If you are currently a freshman (first year if you wanna be PC about it) then you probably don’t remember any of these things and for that I can do nothing but apologize and hope this editorial can make some sort of impact. You are missing out on half of what college is about. Classes are incredibly important, don’t mistake me about that. You gain limitless knowledge by attending, participating in and understanding what is being taught. But there is much more to life than what’s taught in the classroom.

Social skills are a key aspect to succeeding in the world. You could be as intelligent as Albert Einstein but if you can’t communicate your genius to others then it will be nearly impossible to apply your mind and that is a tragedy. A wonderful forum to sharpen these social skills is at parties. Yes parties do offer more than just getting drunk, staggering about and waking up with numerous random drunken injuries that you can not recall no matter how hard you try. Parties offer you a chance to meet and converse with new people and to interact with people you might not have had the opportunity to in other circumstances. Diversity, while fairly sparse in Plymouth (one of my least favorite aspects of going to school here, falling right behind the arctic tundra of Plymouth’s winter abyss), is crucial to becoming a more well rounded person and very important in the aspect that you will have to work with people who are very different from you after school, and now is the perfect time to meet different kinds of people instead of setting yourself up for a culture shock after college.

The police really used to be our friends; they even understood the significance of the weekend and its necessity to allow us to escape the stress of exams, upcoming due dates and all the rest of the madness. It seems that in the past two years the school has decided to review the campus police’s role and make them into a negative factor through the viewpoint of the average student. I don’t want to be uncomfortable when the police pass me on the street anymore. I don’t want to find myself having a great party at 11:30 on a Friday night just to have the police come to my door and tell me I can only have 6 people in my house when I have 4 roommates. I’m sick of this ridiculousness we’re all bending over and taking… at least they should supply some lubricant, we certainly pay them enough in tickets for them to.
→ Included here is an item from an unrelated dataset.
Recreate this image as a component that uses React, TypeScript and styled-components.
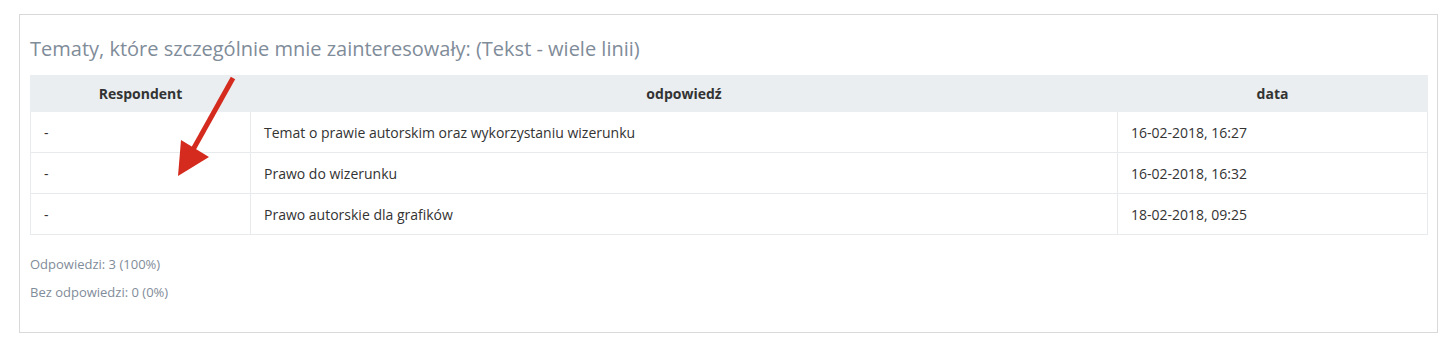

Despite all of the angst I’ve already unloaded on this keyboard, I have yet to touch upon the final straw; the reason I finally had to write this… internal possession. This new travesty (which I’ve already been arrested for, after drinking two alcoholic beverages) has crossed entirely too far over the line. Plymouth is a college town, every college town has underage drinking, and therefore Plymouth has underage drinking. This used to be a given and the police would respect people’s choices as long as they weren’t endangering that person or negatively affecting others.

In a recent informative meeting with the campus police, Chief Clark assured me and the rest of Plymouth’s January Orientation staff that the internal possession law would only come into effect when it was obvious that a minor was intoxicated. This is a great way for a college town such as Plymouth to approach New Hampshire’s new regulation responsibly. Unfortunately while Chief Clark personally lives up to this decree, not all of the campus police do. I hear countless stories from my friends every weekend, many of whom are well over 21, about being stopped by bored campus police officers and having their ID’s checked without any reason besides the fact that they can. Maybe they just need a copy of Vice City to play at the station, not only will that keep them entertained but it will also allow students to walk the streets with a hell of a lot less discomfort and fear. It’s a sad fact that students have more fear of their protectors than the actual problem of crime… and that’s why I call out to all of Plymouth’s students. We need a change.